But Hitler was unpredictable.

Just minutes before the bomb was to explode, the Chancellor, along with the party leaders who had accompanied him, unexpectedly left the beer hall. Seven people were killed and 63 were wounded when the bomb went off.

But none of them were Adolf Hitler.

The next day, the Nazi Party official paper, the Voelkischer Beobachter, placed the blame squarely on British secret agents, even implicating Prime Minister Neville Chamberlain himself. This work of propaganda was an attempt to stir up hatred for the British and whip the German people into a frenzy for war.

The only problem? Customs officers had already arrested Elser for carrying suspicious items as he was attempting to escape to Switzerland. After several days of interrogations in Munich, Elser confessed. He had done it, he said, on his own, without any assistance from any foreign government.

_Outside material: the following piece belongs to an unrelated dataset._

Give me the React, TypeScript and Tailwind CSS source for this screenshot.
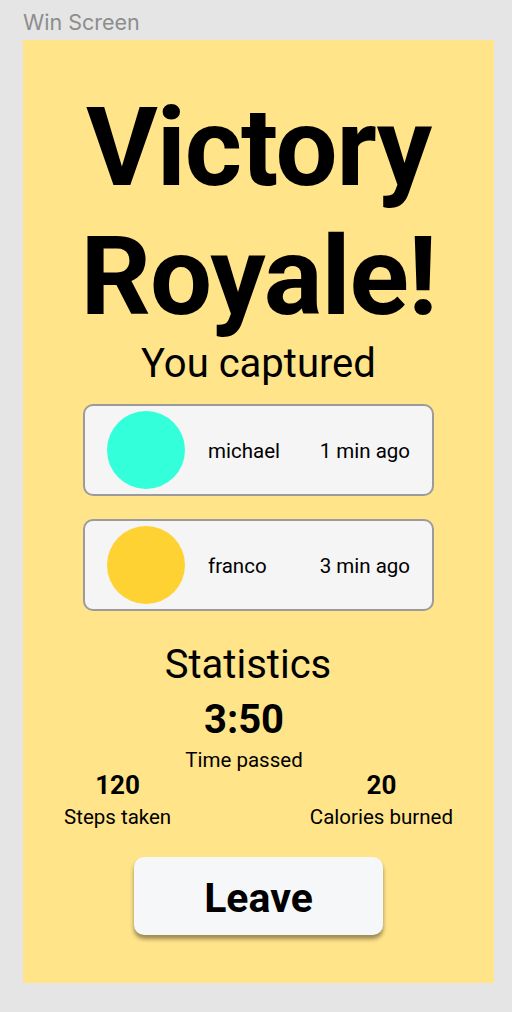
import React from "react";

interface Capture {
    name: string;
    ago: string;
    color: string;
}

const captures: Capture[] = [
    { name: "michael", ago: "1 min ago", color: "bg-[#33ffda]" },
    { name: "franco", ago: "3 min ago", color: "bg-[#ffd233]" },
];

const CaptureCard: React.FC<{ capture: Capture; first?: boolean }> = ({ capture, first }) => (
    <div
        className={`mx-auto flex h-[92px] w-[351px] items-center rounded-[10px] border-2 border-[#9b9b9b] bg-[#f5f5f5] px-[22px] ${first ? "mt-[17px]" : "mt-[23px]"}`}
    >
        <div className={`h-[78px] w-[78px] shrink-0 rounded-full ${capture.color}`} />
        <span className="ml-[23px] pt-[2px] text-[20.5px] leading-[24px]">{capture.name}</span>
        <span className="ml-auto pt-[2px] text-[20.5px] leading-[24px]">{capture.ago}</span>
    </div>
);

const App: React.FC = () => {
    return (
        <main className="h-[1012px] w-full bg-[#e5e5e5] px-[23px] font-['Roboto',sans-serif] text-black">
            <div className="pt-[10px] font-['Inter',sans-serif] text-[21.5px] leading-[25px] text-[#8d8d8d]">Win Screen</div>
            <section className="mt-[5px] flex h-[943px] w-[471px] flex-col bg-[#ffe48a] pt-[43px]">
                <h1 className="text-center text-[110px] font-bold leading-[129px] tracking-[-0.01em]">
                    Victory
                    <br />
                    Royale!
                </h1>
                <p className="text-center text-[40px] leading-[46px]">You captured</p>

                {captures.map((c, i) => (
                    <CaptureCard key={c.name} capture={c} first={i === 0} />
                ))}

                <h2 className="mt-[31px] pr-[21px] text-center text-[40px] leading-[46px]">Statistics</h2>
                <div className="mt-[9px] pr-[29px] text-center text-[40px] font-bold leading-[46px]">3:50</div>
                <div className="mt-[5px] pr-[29px] text-center text-[20.5px] leading-[24px]">Time passed</div>

                <div className="mx-auto -mt-[2px] flex w-[389px] justify-between">
                    <div className="flex flex-col items-center">
                        <span className="text-[26px] font-bold leading-[30px]">120</span>
                        <span className="mt-[5px] text-[20.5px] leading-[24px]">Steps taken</span>
                    </div>
                    <div className="flex flex-col items-center">
                        <span className="text-[26px] font-bold leading-[30px]">20</span>
                        <span className="mt-[5px] text-[20.5px] leading-[24px]">Calories burned</span>
                    </div>
                </div>

                <button className="mx-auto mt-[28px] flex h-[78px] w-[249px] items-center justify-center rounded-[10px] bg-[#f6f7f9] pt-[3px] text-[41px] font-bold leading-[48px] shadow-[0_4px_4px_rgba(0,0,0,0.4)]">
                    Leave
                </button>
            </section>
        </main>
    );
};

export default App;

This was bad news for the Nazis. Here at the start of an attempted world takeover, it was absolutely imperative that they tamp down on any whiff of unrest or subterfuge within their own country. Therefore, the Nazis began propagating that Elser was a tool of British intelligence and planted the bomb on their behalf.

After years in solitary confinement, Georg Elser was murdered in Dachau concentration camp on April 9, 1945, only weeks before the end of the war. Even in defeat, the Nazis wanted to make sure the man’s true story would never be told.

Adolf Hitler ended up surviving six separate assassination attempts, ultimately taking his own life as the Allies approached Berlin.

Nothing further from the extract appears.